Secondo le ultime stime compiute dal CRESME/SI, in Italia vi sarebbero 11.740.083 edifici. Di questi, la maggior parte sarebbero rappresentati da fabbricati precedenti agli anni ’80, con uno stato complessivo che tuttavia si mantiene su livelli sufficienti. Vediamo allora in maggior dettaglio quali sono le principali elaborazioni realizzabili sulla base dei dati forniti dal CRESME/SI e, su tali elementi, quale sia lo stato di salute degli immobili italiani.
Partiamo anzitutto dall’anzianità media degli edifici italiani. Stando all’analisi, degli 11,7 milioni di edifici presenti sul nostro territorio, 2,1 milioni appartengono a un periodo antecedente il 1920, 1,3 milioni il periodo tra le due grandi guerre, 1,6 milioni gli anni della ricostruzione (fino al 1961) e quasi 4 milioni gli anni tra i ’60 e la fine dei ’70. Per quanto concerne i tempi più vicini a noi, dal 1982 al 1991 sarebbero stati realizzati 1.290.502 edifici, dal 1992 al 2001 772.927 edifici e dal 2001 in poi “solamente” 532.588 unità edificate (vedi anche il nostro recente approfondimento sul “prezzo giusto di una casa” del quale abbiamo parlato poco tempo fa, anche in relazione allo stato degli immobili).
Per quanto ovvio, lo stato di salute degli edifici italiani dipende fondamentalmente dalla loro anzianità. Per quanto concerne gli edifici sorti dopo il 2001, ben il 72 per cento si troverebbe in uno stato “ottimo”. Percentuale che scende al 47,6 per cento per gli edifici degli anni ’90, al 34,9 per cento per gli edifici degli anni ’80, al 31,2 per cento per gli edifici degli anni ’70, e tra il 10 e il 20 per cento per quelli antecedenti.

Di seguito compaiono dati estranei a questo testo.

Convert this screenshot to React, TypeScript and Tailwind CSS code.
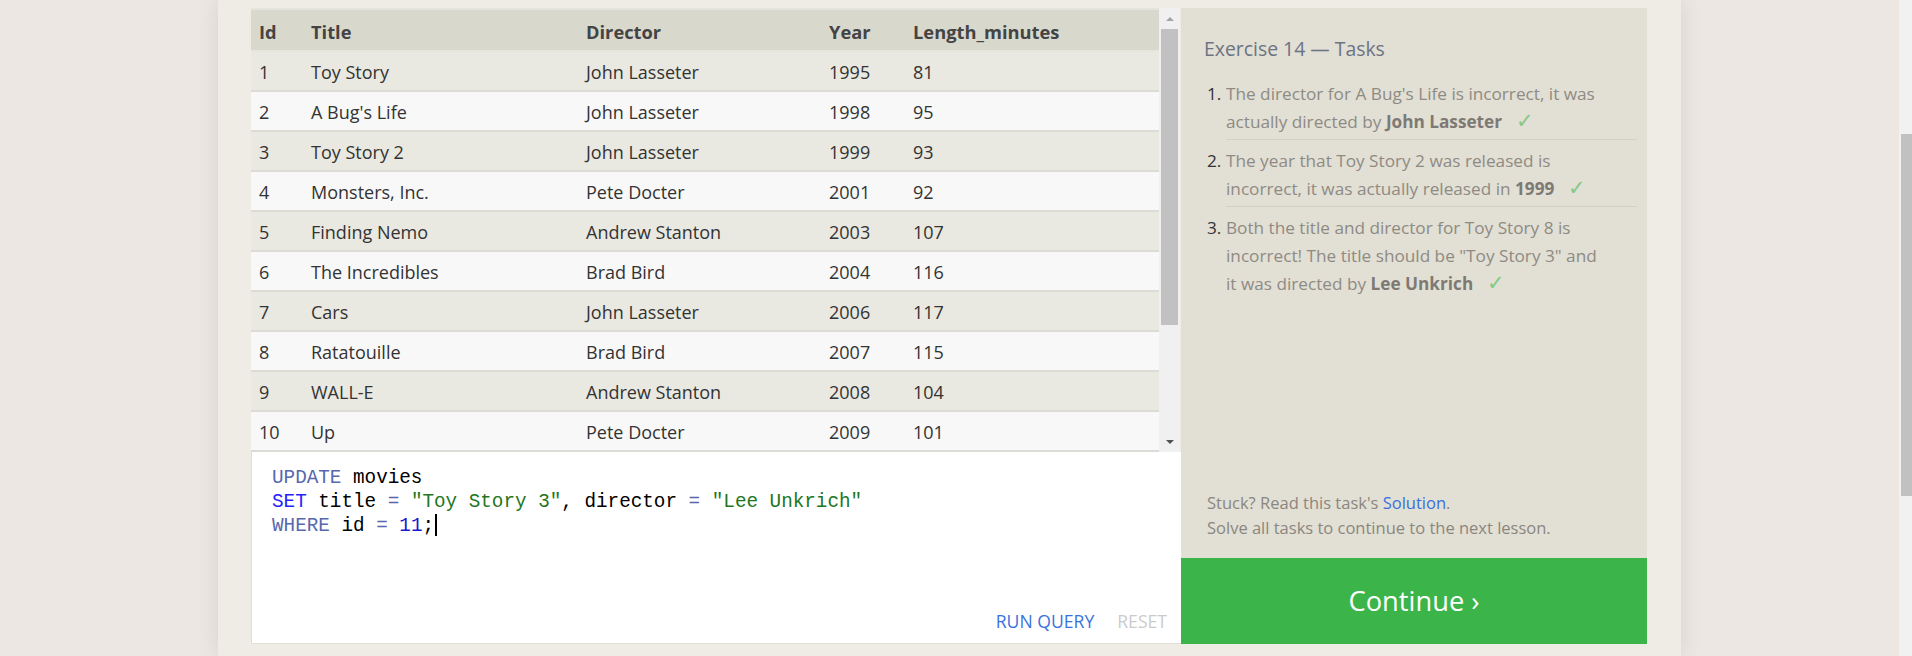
import React from "react";

const rows = [
  [1, "Toy Story", "John Lasseter", 1995, 81],
  [2, "A Bug's Life", "John Lasseter", 1998, 95],
  [3, "Toy Story 2", "John Lasseter", 1999, 93],
  [4, "Monsters, Inc.", "Pete Docter", 2001, 92],
  [5, "Finding Nemo", "Andrew Stanton", 2003, 107],
  [6, "The Incredibles", "Brad Bird", 2004, 116],
  [7, "Cars", "John Lasseter", 2006, 117],
  [8, "Ratatouille", "Brad Bird", 2007, 115],
  [9, "WALL-E", "Andrew Stanton", 2008, 104],
  [10, "Up", "Pete Docter", 2009, 101],
];

const cols = "grid grid-cols-[52px_275px_243px_84px_254px]";

function Check() {
  return <span className="ml-[14px] text-[21px] leading-[20px] text-[#82c984]">✓</span>;
}

export default function App() {
  return (
    <div
      className="flex h-[656px] w-full overflow-hidden bg-[#ece7e3]"
      style={{ fontFamily: '"Open Sans", "Noto Sans", sans-serif' }}
    >
      <div className="flex flex-1 justify-center">
        <div className="flex h-[656px] w-[1463px] flex-col bg-[#efece5] px-[33px] pt-[8px] shadow-[0_0_22px_rgba(0,0,0,0.09)]">
          <div className="flex">
            {/* left column */}
            <div className="flex w-[930px] flex-col">
              <div className="flex">
                <div className="w-[908px] border-t-2 border-[#e5e4dc] text-[18px] text-[#333]">
                  <div className={`${cols} h-[42px] items-center border-b-2 border-[#e6e5de] bg-[#d9d8cd] pl-[8px] pt-[3px] text-[18.3px] font-bold text-[#444]`}>
                    <div>Id</div>
                    <div>Title</div>
                    <div>Director</div>
                    <div>Year</div>
                    <div>Length_minutes</div>
                  </div>
                  {rows.map((r, i) => (
                    <div
                      key={i}
                      className={`${cols} h-[40px] items-center border-b-2 border-[#dcdbd6] pl-[8px] pt-[2px] ${i % 2 === 0 ? "bg-[#e9e8e1]" : "bg-[#f8f8f8]"}`}
                    >
                      {r.map((c, j) => (
                        <div key={j} className="whitespace-nowrap">{c}</div>
                      ))}
                    </div>
                  ))}
                </div>
                {/* table scrollbar */}
                <div className="flex w-[21px] flex-col items-center bg-[#f0f0f0]">
                  <div className="flex h-[21px] items-center justify-center">
                    <div className="h-0 w-0 border-x-[4px] border-b-[4px] border-x-transparent border-b-[#a3a3a3]" />
                  </div>
                  <div className="h-[296px] w-[17px] bg-[#c1c1c1]" />
                  <div className="flex-1" />
                  <div className="flex h-[21px] items-center justify-center">
                    <div className="h-0 w-0 border-x-[4px] border-t-[4px] border-x-transparent border-t-[#505050]" />
                  </div>
                </div>
              </div>
              {/* editor */}
              <div className="flex h-[192px] flex-col border-b border-l border-[#e2dfd4] bg-white">
                <div
                  className="flex-1 pl-[20px] pt-[14px] text-[19.3px] leading-[24px] text-black"
                  style={{ fontFamily: '"Liberation Mono", "DejaVu Sans Mono", monospace' }}
                >
                  <div className="whitespace-pre">
                    <span className="text-[#5768ad]">UPDATE</span> movies
                  </div>
                  <div className="whitespace-pre">
                    <span className="text-[#2323ff]">SET</span> title <span className="text-[#5768ad]">=</span>{" "}
                    <span className="text-[#1e771e]">"Toy Story 3"</span>, director <span className="text-[#5768ad]">=</span>{" "}
                    <span className="text-[#1e771e]">"Lee Unkrich"</span>
                  </div>
                  <div className="whitespace-pre">
                    <span className="text-[#5768ad]">WHERE</span> id <span className="text-[#5768ad]">=</span>{" "}
                    <span className="text-[#1717d0]">11</span>;<span className="ml-[1px] inline-block h-[22px] w-[2px] bg-black align-[-5px]" />
                  </div>
                </div>
                <div className="flex justify-end gap-[23px] pb-[10px] pr-[14px] text-[17.6px] leading-[24px]">
                  <span className="text-[#3a72e0]">RUN QUERY</span>
                  <span className="text-[#cbcbcb]">RESET</span>
                </div>
              </div>
            </div>
            {/* right panel */}
            <div className="flex h-[636px] w-[466px] flex-col bg-[#e2dfd4]">
              <div className="flex-1 pl-[23px] pr-[10px] pt-[28px]">
                <div className="text-[19.4px] leading-[26px] text-[#6b7385]">Exercise 14 — Tasks</div>
                <ol className="mt-[11px] text-[17.2px] leading-[28px] text-[#8e8b84]">
                  <li className="flex">
                    <span className="w-[22px] pl-[3px] pt-[7px] text-[#333]">1.</span>
                    <div className="flex-1 border-b border-[#d3d0c5] pb-[3px] pt-[7px]">
                      The director for A Bug's Life is incorrect, it was
                      <br />
                      actually directed by <b className="text-[#7d7a74]">John Lasseter</b>
                      <Check />
                    </div>
                  </li>
                  <li className="flex">
                    <span className="w-[22px] pl-[3px] pt-[7px] text-[#333]">2.</span>
                    <div className="flex-1 border-b border-[#d3d0c5] pb-[3px] pt-[7px]">
                      The year that Toy Story 2 was released is
                      <br />
                      incorrect, it was actually released in <b className="text-[#7d7a74]">1999</b>
                      <Check />
                    </div>
                  </li>
                  <li className="flex">
                    <span className="w-[22px] pl-[3px] pt-[7px] text-[#333]">3.</span>
                    <div className="flex-1 pb-[3px] pt-[7px]">
                      Both the title and director for Toy Story 8 is
                      <br />
                      incorrect! The title should be "Toy Story 3" and
                      <br />
                      it was directed by <b className="text-[#7d7a74]">Lee Unkrich</b>
                      <Check />
                    </div>
                  </li>
                </ol>
              </div>
              <div className="pb-[18px] pl-[26px] text-[16.5px] leading-[25px] text-[#8a8780]">
                <div>
                  Stuck? Read this task's <span className="text-[#3a6fe0]">Solution</span>.
                </div>
                <div>Solve all tasks to continue to the next lesson.</div>
              </div>
              <div className="flex h-[86px] items-center justify-center bg-[#3bb54a] text-[27.3px] text-white">
                Continue ›
              </div>
            </div>
          </div>
        </div>
      </div>
      {/* page scrollbar */}
      <div className="flex w-[13px] flex-col bg-[#f1f1f1]">
        <div className="h-[134px]" />
        <div className="ml-[2px] h-[362px] bg-[#c1c1c1]" />
      </div>
    </div>
  );
}
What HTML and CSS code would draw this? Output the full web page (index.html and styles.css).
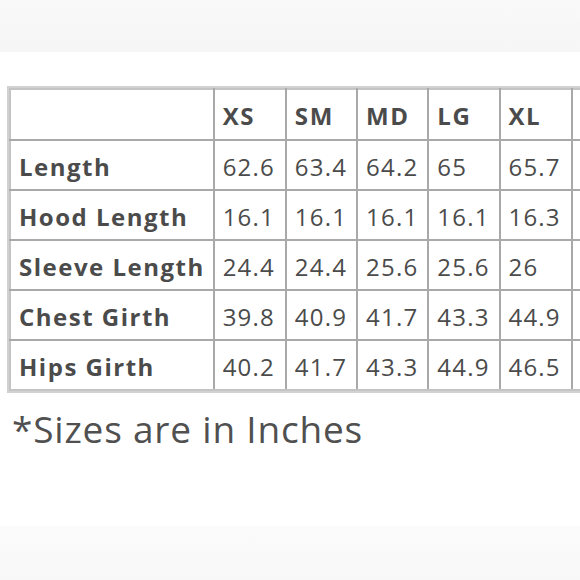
FILE: index.html
```html
<!DOCTYPE html>
<html>
<head>
<meta charset="utf-8">
<link rel="stylesheet" href="styles.css">
</head>
<body>
<div class="band band-top"></div>
<main class="content">
  <div class="chart">
    <table class="sizes">
      <colgroup>
        <col class="c-label">
        <col class="c-size c-wide"><col class="c-size"><col class="c-size"><col class="c-size"><col class="c-size c-wide"><col class="c-size">
      </colgroup>
      <thead>
        <tr><th class="corner"></th><th>XS</th><th>SM</th><th>MD</th><th>LG</th><th>XL</th><th>2XL</th></tr>
      </thead>
      <tbody>
        <tr><th>Length</th><td>62.6</td><td>63.4</td><td>64.2</td><td>65</td><td>65.7</td><td>66.5</td></tr>
        <tr><th>Hood Length</th><td>16.1</td><td>16.1</td><td>16.1</td><td>16.1</td><td>16.3</td><td>16.3</td></tr>
        <tr><th>Sleeve Length</th><td>24.4</td><td>24.4</td><td>25.6</td><td>25.6</td><td>26</td><td>26</td></tr>
        <tr><th>Chest Girth</th><td>39.8</td><td>40.9</td><td>41.7</td><td>43.3</td><td>44.9</td><td>46.5</td></tr>
        <tr><th>Hips Girth</th><td>40.2</td><td>41.7</td><td>43.3</td><td>44.9</td><td>46.5</td><td>48</td></tr>
      </tbody>
    </table>
  </div>
  <p class="note">*Sizes are in Inches</p>
</main>
<div class="band band-bottom"></div>
</body>
</html>
```

FILE: styles.css
```css
html, body {
  margin: 0;
  padding: 0;
  background: #ffffff;
}
body {
  width: 580px;
  height: 580px;
  overflow: hidden;
  display: flex;
  flex-direction: column;
  font-family: "Open Sans", "DejaVu Sans", sans-serif;
  color: #4b4b4b;
}
.band {
  flex: none;
  background: #f7f7f7;
}
.band-top {
  height: 52px;
  background: linear-gradient(180deg, #f9f9f9, #f6f6f6);
}
.band-bottom {
  height: 54px;
  margin-top: auto;
  background: linear-gradient(180deg, #fbfbfb, #f8f8f8);
}
.content {
  flex: 1;
  padding: 34px 0 0 7px;
}
.chart {
  display: inline-block;
  border: 2px solid #d2d2d2;
  border-right: none;
  white-space: nowrap;
}
.sizes {
  border-collapse: collapse;
  table-layout: fixed;
  width: 635px;
}
.c-label { width: 203px; }
.c-size { width: 71px; }
.c-wide { width: 72px; }
.sizes th,
.sizes td {
  border: 2px solid #a9a9a9;
  height: 45px;
  padding: 3px 0 0 8px;
  text-align: left;
  vertical-align: middle;
  font-size: 24px;
  line-height: 30px;
}
.sizes th {
  font-weight: 700;
  letter-spacing: 1.5px;
}
.sizes thead th {
  height: 46px;
  letter-spacing: 1.6px;
}
.sizes td {
  font-weight: 400;
  letter-spacing: 1.2px;
}
.sizes tr > :first-child {
  border-left-color: #c4c4c4;
}
.sizes thead th {
  border-top-color: #c4c4c4;
}
.sizes tbody tr:last-child > * {
  border-bottom-color: #c4c4c4;
}
.note {
  margin: 9px 0 0 5px;
  font-size: 37px;
  line-height: 44px;
  letter-spacing: 0.8px;
  color: #505050;
}
```
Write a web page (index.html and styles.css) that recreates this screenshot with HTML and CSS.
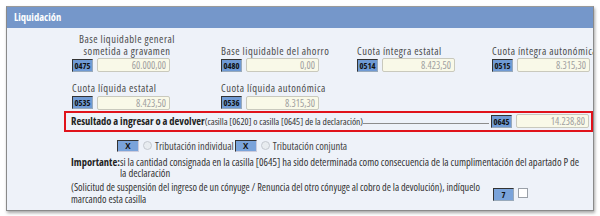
FILE: index.html
```html
<!DOCTYPE html>
<html lang="es">
<head>
  <meta charset="UTF-8" />
  <title>Liquidación</title>
  <link rel="stylesheet" href="styles.css">
</head>
<body>
  <div class="panel">
    <div class="panel-head">Liquidación</div>
    <div class="panel-body">
      <div class="fields-grid">
        <div class="field">
          <div class="field-label label-center">Base liquidable general<br>sometida a gravamen</div>
          <div class="field-row"><span class="code">0475</span><input class="amount" type="text" value="60.000,00" readonly></div>
        </div>
        <div class="field">
          <div class="field-label">Base liquidable del ahorro</div>
          <div class="field-row"><span class="code">0480</span><input class="amount" type="text" value="0,00" readonly></div>
        </div>
        <div class="field">
          <div class="field-label">Cuota íntegra estatal</div>
          <div class="field-row"><span class="code">0514</span><input class="amount" type="text" value="8.423,50" readonly></div>
        </div>
        <div class="field">
          <div class="field-label">Cuota íntegra autonómica</div>
          <div class="field-row"><span class="code">0515</span><input class="amount" type="text" value="8.315,30" readonly></div>
        </div>
        <div class="field">
          <div class="field-label">Cuota líquida estatal</div>
          <div class="field-row"><span class="code">0535</span><input class="amount" type="text" value="8.423,50" readonly></div>
        </div>
        <div class="field">
          <div class="field-label">Cuota líquida autonómica</div>
          <div class="field-row"><span class="code">0536</span><input class="amount" type="text" value="8.315,30" readonly></div>
        </div>
      </div>

      <div class="result-box">
        <span class="result-title">Resultado a ingresar o a devolver</span>
        <span class="result-note">(casilla [0620] o casilla [0645] de la declaración)</span>
        <span class="leader"></span>
        <span class="code">0645</span><input class="amount" type="text" value="14.238,80" readonly>
      </div>

      <div class="tax-row">
        <button class="btn-x">X</button>
        <span class="radio"></span>
        <span class="tax-label">Tributación individual</span>
        <button class="btn-x">X</button>
        <span class="radio"></span>
        <span class="tax-label">Tributación conjunta</span>
      </div>

      <div class="notice">
        <span class="notice-title">Importante:</span>
        <span class="notice-text">si la cantidad consignada en la casilla [0645] ha sido determinada como consecuencia de la cumplimentación del apartado P de la declaración</span>
      </div>

      <div class="suspension">
        <span class="suspension-text">(Solicitud de suspensión del ingreso de un cónyuge / Renuncia del otro cónyuge al cobro de la devolución), indíquelo marcando esta casilla</span>
        <span class="code code-light">7</span>
        <span class="check"></span>
      </div>
    </div>
  </div>
</body>
</html>
```

FILE: styles.css
```css
body {
  margin: 0;
  padding: 6px;
  background: #fff;
  font-family: "Open Sans", sans-serif;
  font-stretch: 80%;
  font-size: 10.5px;
  color: #333;
}
.panel {
  width: 588px;
  height: 205px;
  border: 1px solid #8a8a8a;
  border-top-color: #9a9a9a;
  background: #eef2f9;
  box-shadow: 1px 2px 3px rgba(0, 0, 0, 0.35);
  box-sizing: border-box;
  overflow: hidden;
}
.panel-head {
  height: 21px;
  line-height: 21px;
  padding-left: 7px;
  background: #7597ca;
  color: #fff;
  font-weight: bold;
  font-size: 10.5px;
}
.panel-body {
  padding: 6px 0 0 57px;
}
.fields-grid {
  display: grid;
  grid-template-columns: 149px 136px 135px 1fr;
  align-items: end;
  row-gap: 11px;
  margin-left: 8px;
}
.field-label {
  font-size: 10.5px;
  letter-spacing: 0.5px;
  line-height: 11.5px;
  margin-bottom: 1px;
  white-space: nowrap;
  color: #4a4a4a;
}
.label-center {
  width: 110px;
  text-align: center;
}
.field-row {
  display: flex;
  align-items: center;
  gap: 4px;
}
.code {
  display: inline-block;
  width: 21px;
  height: 13px;
  line-height: 12px;
  box-sizing: border-box;
  background: #6f9ad4;
  border: 1px solid #333;
  border-right-color: #9ab;
  border-bottom-color: #9ab;
  color: #111;
  font-weight: bold;
  font-size: 8.5px;
  text-align: center;
}
.amount {
  width: 73px;
  height: 14px;
  box-sizing: border-box;
  padding: 0 3px;
  margin: 0;
  background: #f9f9e8;
  border: 1px solid #c9c9bd;
  border-radius: 2px;
  color: #a0a0a0;
  font-family: inherit;
  font-stretch: 80%;
  font-size: 10px;
  text-align: right;
}
.result-box {
  display: flex;
  align-items: center;
  width: 529px;
  height: 21px;
  margin-top: 1px;
  padding: 0 2px 0 5px;
  border: 2px solid #e0131b;
  box-sizing: border-box;
  color: #222;
  white-space: nowrap;
}
.result-title {
  font-weight: bold;
}
.result-note {
  font-size: 9.5px;
  color: #333;
}
.leader {
  flex: 1;
  align-self: center;
  height: 4px;
  border-bottom: 1px solid #8c8c8c;
  margin-right: 2px;
}
.result-box .amount {
  margin-left: 4px;
}
.tax-row {
  display: flex;
  align-items: center;
  height: 12px;
  margin: 8px 0 0 53px;
}
.btn-x {
  width: 22px;
  height: 12px;
  padding: 0;
  margin: 0;
  background: #7aa3da;
  border: 1px solid #333;
  border-right-color: #ccd;
  border-bottom-color: #ccd;
  font-family: inherit;
  font-size: 8px;
  font-weight: bold;
  color: #111;
  line-height: 10px;
}
.radio {
  width: 7px;
  height: 7px;
  margin: 0 3px 0 4px;
  border-radius: 50%;
  border: 1px solid #c4c9d0;
  background: #e8ecf0;
}
.tax-label {
  color: #444;
  margin-right: 1px;
}
.notice {
  display: flex;
  margin: 5px 0 0 7px;
  width: 515px;
  line-height: 11.5px;
}
.notice-title {
  font-weight: bold;
  color: #222;
  white-space: nowrap;
}
.suspension {
  display: flex;
  align-items: center;
  margin: 1px 0 0 7px;
  width: 522px;
  line-height: 12px;
}
.suspension-text {
  width: 421px;
  font-size: 10.2px;
}
.code-light {
  margin: 4px 4px 0 1px;
  background: #7aa3da;
}
.check {
  width: 10px;
  height: 10px;
  margin-top: 1px;
  background: #fff;
  border: 1px solid #9aa0a8;
  box-sizing: border-box;
}
```
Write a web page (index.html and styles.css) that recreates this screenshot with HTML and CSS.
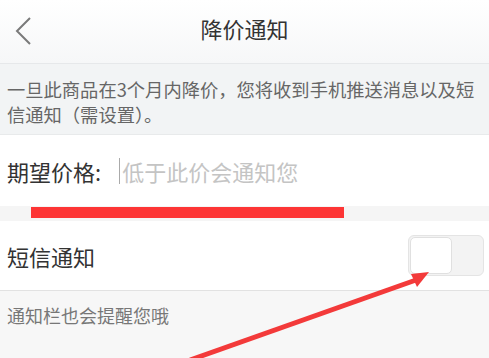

La maggior parte degli immobili italiani si troverebbe invece in uno stato “buono”: si tratta in questo caso di una percentuale che si mantiene costante intorno al 50 per cento, e che si riferisce trasversalmente a qualsiasi decennio. Un segnale dell’attenzione degli italiani nei confronti delle operazioni di ristrutturazione, che hanno potuto garantire una discreta tenuta del patrimonio nazionale del mattone.